Kafka Connect is a powerful, flexible and tremendously useful application that enables effortless, real-time data integration. With any new tool however comes a unique set of operational considerations. How do you make sure your Kafka Connect deployment hums along quietly at all hours of the day? Drawing primarily from my years of experience running a large distributed Kafka Connect cluster at Stitch Fix, this talk will be an overview of:
Stitch Fix’s Kafka Connect deployment model and use cases.
The most useful operational tools for making Kafka Connect run smoothly, e.g admin services, CLIs, jobs, alerts and dashboards.
How to do end-to-end monitoring.
Lessons learned from production issues and painful migrations (why, oh why did we not use schemas from the beginning?? Pausing connectors doesn’t do what you think it does… rebalancing is tricky, but has gotten a lot better!… jar hell problems are a thing of the past, upgrade and use plugin.path!).

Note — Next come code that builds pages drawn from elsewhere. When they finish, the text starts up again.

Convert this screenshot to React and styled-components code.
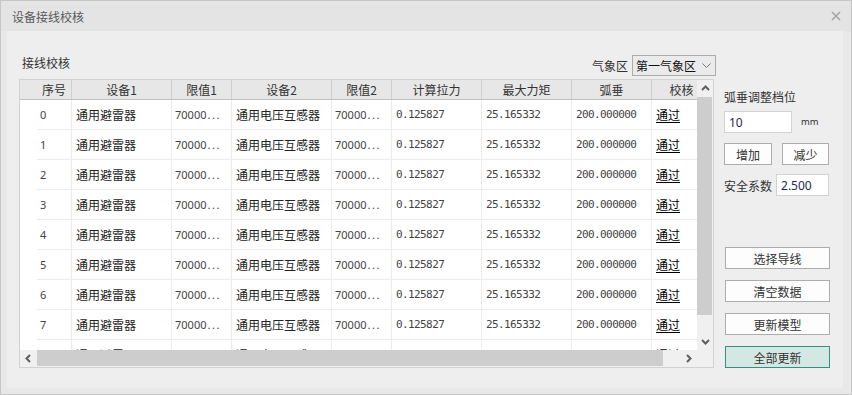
import React from "react";
import styled, { createGlobalStyle } from "styled-components";

const GlobalStyle = createGlobalStyle`
  html, body {
    margin: 0;
    padding: 0;
    background: #ffffff;
  }
  body {
    font-family: "Noto Sans CJK SC", "Noto Sans", sans-serif;
    font-size: 12px;
    color: #333;
  }
  * {
    box-sizing: border-box;
  }
`;

// rowheader, 序号, 设备1, 限值1, 设备2, 限值2, 计算拉力, 最大力矩, 弧垂, 校核
const COLUMNS = "17px 35px 100px 60px 100px 60px 90px 90px 80px 60px";

const HEADERS = ["设备1", "限值1", "设备2", "限值2", "计算拉力", "最大力矩", "弧垂", "校核"];

const ROWS = Array.from({ length: 9 }, (_, i) => ({
  id: i,
  device1: "通用避雷器",
  limit1: "70000",
  device2: "通用电压互感器",
  limit2: "70000",
  tension: "0.125827",
  moment: "25.165332",
  sag: "200.000000",
  check: "通过",
}));

function Chevron({ dir }) {
  const pts = {
    up: "1,6 4.5,2.5 8,6",
    down: "1,3 4.5,6.5 8,3",
    left: "6,1 2.5,4.5 6,8",
    right: "3,1 6.5,4.5 3,8",
  }[dir];
  return (
    <svg width="9" height="9" viewBox="0 0 9 9">
      <polyline points={pts} fill="none" stroke="#5f5f5f" strokeWidth="2" />
    </svg>
  );
}

function App() {
  return (
    <>
      <GlobalStyle />
      <Window>
        <TitleBar>
          <TitleText>设备接线校核</TitleText>
          <svg width="10" height="10" viewBox="0 0 10 10">
            <path d="M1 1 L9 9 M9 1 L1 9" stroke="#a5a5a5" strokeWidth="1.6" />
          </svg>
        </TitleBar>
        <Frame>
          <Panel>
            <LeftColumn>
              <TopRow>
                <SectionLabel>接线校核</SectionLabel>
                <ZoneGroup>
                  <span>气象区</span>
                  <Select>
                    <span>第一气象区</span>
                    <svg width="9" height="6" viewBox="0 0 9 6">
                      <polyline points="0.5,0.5 4.5,4.5 8.5,0.5" fill="none" stroke="#777" strokeWidth="1" />
                    </svg>
                  </Select>
                </ZoneGroup>
              </TopRow>
              <Table>
                <Viewport>
                  <HeaderRow>
                    <HeaderCell $first>序号</HeaderCell>
                    {HEADERS.map((h) => (
                      <HeaderCell key={h}>{h}</HeaderCell>
                    ))}
                  </HeaderRow>
                  {ROWS.map((r) => (
                    <Row key={r.id}>
                      <Cell $plain />
                      <Cell $small>{r.id}</Cell>
                      <Cell>{r.device1}</Cell>
                      <Cell $small>
                        {r.limit1}
                        <Dots>...</Dots>
                      </Cell>
                      <Cell>{r.device2}</Cell>
                      <Cell $small>
                        {r.limit2}
                        <Dots>...</Dots>
                      </Cell>
                      <Cell $mono>{r.tension}</Cell>
                      <Cell $mono>{r.moment}</Cell>
                      <Cell $mono>{r.sag}</Cell>
                      <Cell>
                        <Passed>{r.check}</Passed>
                      </Cell>
                    </Row>
                  ))}
                </Viewport>
                <VScroll>
                  <ArrowBox $h={17}>
                    <Chevron dir="up" />
                  </ArrowBox>
                  <VThumb />
                  <Track />
                  <ArrowBox $h={18}>
                    <Chevron dir="down" />
                  </ArrowBox>
                </VScroll>
                <HScroll>
                  <ArrowBox $w={17}>
                    <Chevron dir="left" />
                  </ArrowBox>
                  <HThumb />
                  <Track />
                  <ArrowBox $w={17}>
                    <Chevron dir="right" />
                  </ArrowBox>
                </HScroll>
                <Corner />
              </Table>
            </LeftColumn>
            <RightColumn>
              <SideLabel>弧垂调整档位</SideLabel>
              <InputRow>
                <TextInput $w={68}>10</TextInput>
                <Unit>mm</Unit>
              </InputRow>
              <ButtonRow>
                <Button $w={48}>增加</Button>
                <Button $w={47}>减少</Button>
              </ButtonRow>
              <SafetyRow>
                <span>安全系数</span>
                <TextInput $w={53}>2.500</TextInput>
              </SafetyRow>
              <Actions>
                <Button $w={105}>选择导线</Button>
                <Button $w={105}>清空数据</Button>
                <Button $w={105}>更新模型</Button>
                <Button $w={105} $primary>
                  全部更新
                </Button>
              </Actions>
            </RightColumn>
          </Panel>
        </Frame>
      </Window>
    </>
  );
}

export default App;

const Window = styled.div`
  width: 852px;
  height: 395px;
  border: 1px solid #c6c6c6;
  background: #e8e8e8;
  display: flex;
  flex-direction: column;
`;

const TitleBar = styled.div`
  height: 30px;
  flex-shrink: 0;
  background: #e4e4e4;
  display: flex;
  align-items: center;
  justify-content: space-between;
  padding: 0 10px 0 11px;
`;

const TitleText = styled.span`
  color: #5a5a5a;
  font-size: 12px;
`;

const Frame = styled.div`
  flex: 1;
  display: flex;
  padding: 0 8px 6px 6px;
`;

const Panel = styled.div`
  flex: 1;
  background: #eeeeee;
  display: flex;
  gap: 8px;
  padding: 24px 0 0 12px;
`;

const LeftColumn = styled.div`
  width: 697px;
  display: flex;
  flex-direction: column;
`;

const TopRow = styled.div`
  height: 21px;
  display: flex;
  justify-content: space-between;
`;

const SectionLabel = styled.span`
  margin-left: 3px;
  line-height: 16px;
  color: #333;
`;

const ZoneGroup = styled.div`
  display: flex;
  align-items: center;
  gap: 4px;
  color: #333;
`;

const Select = styled.div`
  width: 84px;
  height: 21px;
  border: 1px solid #acacac;
  background: #ebebeb;
  display: flex;
  align-items: center;
  justify-content: space-between;
  padding: 0 4px 0 3px;
  color: #111;
`;

const Table = styled.div`
  margin-top: 3px;
  width: 695px;
  height: 289px;
  border: 1px solid #d2d2d2;
  background: #ffffff;
  display: grid;
  grid-template-columns: 677px 16px;
  grid-template-rows: 270px 17px;
`;

const Viewport = styled.div`
  overflow: hidden;
`;

const HeaderRow = styled.div`
  display: grid;
  grid-template-columns: ${COLUMNS};
  height: 20px;
  background: #e7e7e7;
  border-bottom: 1px solid #c2c2c2;
`;

const HeaderCell = styled.div`
  grid-column: ${(p) => (p.$first ? "span 2" : "auto")};
  padding-left: ${(p) => (p.$first ? "17px" : "0")};
  border-right: 1px solid #cfcfcf;
  text-align: center;
  line-height: 19px;
  white-space: nowrap;
  overflow: hidden;
  color: #333;
`;

const Row = styled.div`
  display: grid;
  grid-template-columns: ${COLUMNS};
  height: 30px;
`;

const Cell = styled.div`
  display: flex;
  align-items: center;
  padding-left: ${(p) => (p.$small ? "3px" : "4px")};
  border-right: ${(p) => (p.$plain ? "none" : "1px solid #ececec")};
  border-bottom: ${(p) => (p.$plain ? "none" : "1px solid #ececec")};
  white-space: nowrap;
  overflow: hidden;
  color: ${(p) => (p.$mono || p.$small ? "#444" : "#222")};
  font-family: ${(p) =>
    p.$mono
      ? '"DejaVu Sans Mono", "Liberation Mono", monospace'
      : p.$small
      ? '"Noto Sans", sans-serif'
      : '"Noto Sans CJK SC", sans-serif'};
  font-size: ${(p) => (p.$mono ? "11px" : p.$small ? "11px" : "12px")};
  letter-spacing: ${(p) => (p.$mono ? "-0.6px" : "normal")};
`;

const Dots = styled.span`
  letter-spacing: 1.6px;
  margin-left: 1px;
`;

const Passed = styled.span`
  color: #000;
  text-decoration: underline;
  text-underline-offset: 2px;
`;

const VScroll = styled.div`
  background: #f0f0f0;
  display: flex;
  flex-direction: column;
`;

const HScroll = styled.div`
  background: #f0f0f0;
  display: flex;
`;

const Corner = styled.div`
  background: #f0f0f0;
`;

const ArrowBox = styled.div`
  flex-shrink: 0;
  width: ${(p) => (p.$w ? `${p.$w}px` : "100%")};
  height: ${(p) => (p.$h ? `${p.$h}px` : "100%")};
  display: flex;
  align-items: center;
  justify-content: center;
`;

const VThumb = styled.div`
  height: 218px;
  margin-right: 1px;
  background: #cdcdcd;
`;

const HThumb = styled.div`
  width: 626px;
  margin-bottom: 1px;
  background: #cdcdcd;
`;

const Track = styled.div`
  flex: 1;
`;

const RightColumn = styled.div`
  width: 107px;
  display: flex;
  flex-direction: column;
  padding-top: 34px;
  color: #333;
`;

const SideLabel = styled.span`
  line-height: 16px;
`;

const InputRow = styled.div`
  margin-top: 6px;
  display: flex;
  align-items: center;
`;

const TextInput = styled.div`
  width: ${(p) => p.$w}px;
  height: 22px;
  background: #ffffff;
  border: 1px solid #d3d3d3;
  display: flex;
  align-items: center;
  padding-left: 4px;
  font-family: "Noto Sans", sans-serif;
  font-size: 12px;
  color: #1d2a55;
`;

const Unit = styled.span`
  margin-left: 9px;
  font-family: "DejaVu Sans", sans-serif;
  font-size: 9px;
  color: #333;
`;

const ButtonRow = styled.div`
  margin-top: 10px;
  display: flex;
  gap: 10px;
`;

const SafetyRow = styled.div`
  margin-top: 9px;
  display: flex;
  align-items: center;
  gap: 4px;
`;

const Actions = styled.div`
  margin-top: 51px;
  margin-left: 1px;
  display: flex;
  flex-direction: column;
  gap: 11px;
`;

const Button = styled.div`
  width: ${(p) => p.$w}px;
  height: 22px;
  display: flex;
  align-items: center;
  justify-content: center;
  background: ${(p) => (p.$primary ? "#d4e8e3" : "#fdfdfd")};
  border: 1px solid ${(p) => (p.$primary ? "#3b8e7d" : "#adadad")};
  color: #333;
  font-size: 12px;
`;
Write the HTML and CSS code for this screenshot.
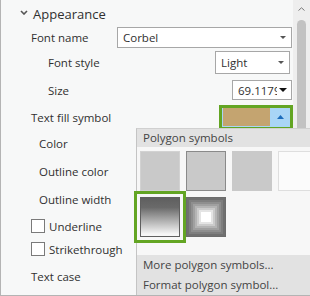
FILE: index.html
```html
<!DOCTYPE html>
<html lang="en">
  <head>
    <meta charset="UTF-8" />
    <title>Appearance</title>
    <link rel="stylesheet" href="styles.css">
  </head>
  <body>
    <div class="pane">
      <div class="content">
        <div class="section-head">
          <svg class="chevron" width="8" height="5" viewBox="0 0 8 5"><path d="M1 1 L4 4 L7 1" fill="none" stroke="#555" stroke-width="1.6"/></svg>
          <span>Appearance</span>
        </div>

        <div class="row row-name">
          <span class="label">Font name</span>
          <div class="combo combo-name">
            <span class="value">Corbel</span>
            <svg class="caret" width="6" height="3" viewBox="0 0 6 3"><path d="M0 0 H6 L3 3 Z" fill="#555"/></svg>
          </div>
        </div>

        <div class="row row-style indent">
          <span class="label">Font style</span>
          <div class="combo combo-style">
            <span class="value">Light</span>
            <svg class="caret" width="6" height="3" viewBox="0 0 6 3"><path d="M0 0 H6 L3 3 Z" fill="#555"/></svg>
          </div>
        </div>

        <div class="row row-size indent">
          <span class="label">Size</span>
          <div class="combo combo-size">
            <span class="value num">69.1179</span>
            <svg class="caret" width="8" height="4" viewBox="0 0 8 4"><path d="M0 0 H8 L4 4 Z" fill="#111"/></svg>
          </div>
        </div>

        <div class="row row-fill">
          <span class="label">Text fill symbol</span>
          <div class="symbol-btn">
            <span class="symbol-swatch"></span>
            <span class="symbol-drop">
              <svg width="7" height="4" viewBox="0 0 7 4"><path d="M0 4 H7 L3.5 0 Z" fill="#1c6cbc"/></svg>
            </span>
          </div>
        </div>

        <div class="row row-color sub"><span class="label">Color</span></div>
        <div class="row row-ocolor sub"><span class="label">Outline color</span></div>
        <div class="row row-owidth sub"><span class="label">Outline width</span></div>

        <div class="row row-under">
          <span class="check"></span>
          <span class="label">Underline</span>
        </div>
        <div class="row row-strike">
          <span class="check"></span>
          <span class="label">Strikethrough</span>
        </div>

        <div class="row row-case"><span class="label">Text case</span></div>
      </div>

      <div class="scrollbar">
        <svg class="scroll-up" width="7" height="4" viewBox="0 0 7 4"><path d="M0.5 3.5 L3.5 0.8 L6.5 3.5" fill="none" stroke="#777" stroke-width="1"/></svg>
        <div class="thumb"></div>
      </div>

      <!-- symbol gallery dropped down from the fill button -->
      <div class="gallery">
        <div class="gallery-head">Polygon symbols</div>
        <div class="gallery-grid">
          <span class="sym sym-grey"></span>
          <span class="sym sym-grey sym-dark-edge"></span>
          <span class="sym sym-grey sym-flat"></span>
          <span class="sym sym-white"></span>
          <span class="sym sym-fade selected"></span>
          <span class="sym sym-box"></span>
        </div>
        <div class="gallery-foot">
          <div class="gallery-item">More polygon symbols...</div>
          <div class="gallery-item">Format polygon symbol...</div>
        </div>
      </div>
    </div>
  </body>
</html>
```

FILE: styles.css
```css
body {
  margin: 0;
  font-family: "Open Sans", "Noto Sans", sans-serif;
  font-size: 11.5px;
  color: #303030;
  background-color: #f7f8f8;
  overflow: hidden;
}

.pane {
  position: relative;
  width: 309px;
  height: 295px;
  display: flex;
  border-left: 1px solid #b4b4b4;
  border-bottom: 1px solid #b4b4b4;
  background-color: #f7f8f8;
}

.content {
  flex: 1;
  display: flex;
  flex-direction: column;
  padding-left: 30px;
}

.section-head {
  height: 26px;
  display: flex;
  align-items: center;
  margin-left: -11px;
  padding-top: 1px;
  box-sizing: border-box;
  font-size: 13px;
  color: #303030;
}

.chevron {
  margin-right: 5px;
  margin-top: -2px;
}

.row {
  display: flex;
  align-items: center;
}

.indent {
  padding-left: 17px;
}

.sub {
  padding-left: 8px;
}

.row-name { height: 22px; }
.row-style { height: 28px; }
.row-size { height: 28px; }
.row-fill { height: 26px; }
.row-color { height: 26px; }
.row-ocolor { height: 30px; }
.row-owidth { height: 26px; }
.row-under { height: 28px; }
.row-strike { height: 18px; }
.row-case { height: 37px; }

.label {
  white-space: nowrap;
}

.combo {
  margin-left: auto;
  display: flex;
  align-items: center;
  box-sizing: border-box;
  border: 1px solid #a7a7a7;
  background-color: #fff;
  padding-left: 5px;
  padding-right: 5px;
}

.combo .value {
  flex: 1;
  overflow: hidden;
  white-space: nowrap;
}

.combo-name {
  width: 175px;
  height: 21px;
  margin-right: 1px;
}

.combo-style {
  width: 75px;
  height: 23px;
  margin-right: 3px;
}

.combo-size {
  width: 60px;
  height: 20px;
  margin-right: 1px;
  padding-right: 4px;
}

.combo-size .num {
  margin-right: 2px;
}

.symbol-btn {
  margin-left: auto;
  width: 74px;
  height: 25px;
  box-sizing: border-box;
  border: 3px solid #63a523;
  display: flex;
  background-color: #a9d5f6;
  padding: 0 0 1px 1px;
}

.symbol-swatch {
  width: 47px;
  background-color: #c4a470;
}

.symbol-drop {
  flex: 1;
  display: flex;
  align-items: center;
  justify-content: center;
  padding-top: 1px;
}

.check {
  width: 14px;
  height: 14px;
  box-sizing: border-box;
  border: 1px solid #7a7a7a;
  background-color: #fff;
  margin-right: 4px;
}

.scrollbar {
  width: 17px;
  background-color: #eeeeee;
  display: flex;
  flex-direction: column;
  align-items: center;
}

.scroll-up {
  margin-top: 7px;
}

.thumb {
  margin-top: 9px;
  width: 9px;
  flex: 1;
  border-radius: 5px;
  background-color: #c2c2c2;
}

.gallery {
  position: absolute;
  left: 135px;
  top: 128px;
  right: 0;
  bottom: 0;
  display: flex;
  flex-direction: column;
  border-left: 1px solid #c4c4c4;
  border-top: 1px solid #d0d0d0;
  background-color: #f7f7f7;
}

.gallery-head {
  height: 18px;
  line-height: 18px;
  padding-left: 6px;
  background-color: #e2e2e2;
  color: #444;
}

.gallery-grid {
  display: grid;
  grid-template-columns: repeat(4, 40px);
  grid-auto-rows: 40px;
  gap: 6px;
  padding: 4px 0 0 3px;
}

.sym {
  box-sizing: border-box;
  border: 1px solid #d2d2d2;
}

.sym-grey {
  background-color: #c9c9c9;
}

.sym-dark-edge {
  border-color: #8a8a8a;
}

.sym-flat {
  border-color: #c9c9c9;
}

.sym-white {
  background-color: #fbfbfb;
  border-color: #dedede;
}

.sym-fade {
  border-color: #5f5f5f;
  background: linear-gradient(#5f5f5f, #6a6a6a 25%, #f6f6f6 95%);
}

.sym-fade.selected {
  outline: 3px solid #63a523;
  outline-offset: 3px;
}

.sym-box {
  border-color: #6c6c6c;
  background-color: #ffffff;
  box-shadow:
    inset 0 0 0 2px #707070,
    inset 0 0 0 4px #7e7e7e,
    inset 0 0 0 6px #8e8e8e,
    inset 0 0 0 8px #a0a0a0,
    inset 0 0 0 10px #b4b4b4,
    inset 0 0 0 12px #cbcbcb,
    inset 0 0 0 14px #e4e4e4;
}

.gallery-foot {
  margin-top: auto;
  background-color: #e2e2e2;
  color: #444;
}

.gallery-item {
  height: 20px;
  line-height: 20px;
  padding-left: 6px;
  white-space: nowrap;
}
```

If you are an engineer who is curious about Kafka Connect or currently maintains a modest sized Kafka Connect cluster you will walk away from this talk with increased confidence in deploying and maintaining a large, mission critical Kafka Connect cluster. I’m personally a huge fan of Kafka Connect and I’m excited to share some lessons learned with the community so more people will have a successful experience using it.